### Your goal
Reproduce exactly the lines below, from the first one through the line containing "import React from", and omit any pictures.
** start **
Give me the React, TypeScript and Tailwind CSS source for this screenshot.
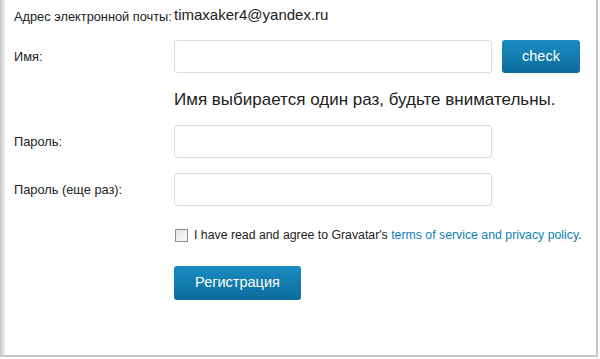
import React from "react";

export default function App() {
  const font = { fontFamily: '"Liberation Sans", Arial, sans-serif' };
  return (
    <div className="w-[600px] h-[359px] bg-white overflow-hidden" style={font}>
      <div className="w-[598px] h-[357px] flex border-b-2 border-[#c8c8c8]">
        <div className="w-[5px] h-full bg-gradient-to-r from-[#c4c4c4] to-[#f2f2f2]" />
        <div className="flex-1 relative pl-[9px] pt-[5px]">
          <div className="flex flex-col">
            {/* email row */}
            <div className="flex items-center h-[20px]">
              <div className="w-[160px] text-[12.8px] text-[#222] pt-[4px] whitespace-nowrap">Адрес электронной почты:</div>
              <div className="text-[15px] text-[#222]">timaxaker4@yandex.ru</div>
            </div>
            {/* name row */}
            <div className="flex items-center mt-[15px] h-[33px]">
              <div className="w-[160px] text-[12.8px] text-[#222]">Имя:</div>
              <div className="w-[318px] h-[33px] border border-[#dcdcdc] rounded-[3px] bg-white" />
              <button className="ml-[10px] w-[78px] h-[33px] rounded-[3px] bg-gradient-to-b from-[#1b8cc0] to-[#0a6c9c] text-white text-[14.5px]">
                check
              </button>
            </div>
            <div className="ml-[160px] mt-[17px] text-[17px] text-[#222] h-[20px] leading-[20px] whitespace-nowrap">
              Имя выбирается один раз, будьте внимательны.
            </div>
            <div className="flex items-center mt-[15px] h-[33px]">
              <div className="w-[160px] text-[12.8px] text-[#222]">Пароль:</div>
              <div className="w-[318px] h-[33px] border border-[#dcdcdc] rounded-[3px] bg-white" />
            </div>
            <div className="flex items-center mt-[15px] h-[33px]">
              <div className="w-[160px] text-[12.8px] text-[#222]">Пароль (еще раз):</div>
              <div className="w-[318px] h-[33px] border border-[#dcdcdc] rounded-[3px] bg-white" />
            </div>
            <div className="flex items-center ml-[161px] mt-[21px] h-[16px]">
              <div className="w-[13px] h-[13px] border border-[#8f8f8f] bg-gradient-to-br from-[#e4e4e4] to-[#fafafa]" />
              <div className="ml-[6px] text-[12.3px] text-[#222] whitespace-nowrap">
                I have read and agree to Gravatar's{" "}
                <span className="text-[#0f7fb5]">terms of service and privacy policy</span>.
              </div>
            </div>
            <div className="ml-[160px] mt-[23px]">
              <button className="w-[127px] h-[34px] rounded-[3px] bg-gradient-to-b from-[#1b8cc0] to-[#0a6c9c] text-white text-[14.5px]">
                Регистрация
              </button>
            </div>
          </div>
        </div>
        <div className="w-[2px] h-full bg-[#c8c8c8]" />
      </div>
    </div>
  );
}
** end **
### Result
Give me the React, TypeScript and Tailwind CSS source for this screenshot.
import React from "react";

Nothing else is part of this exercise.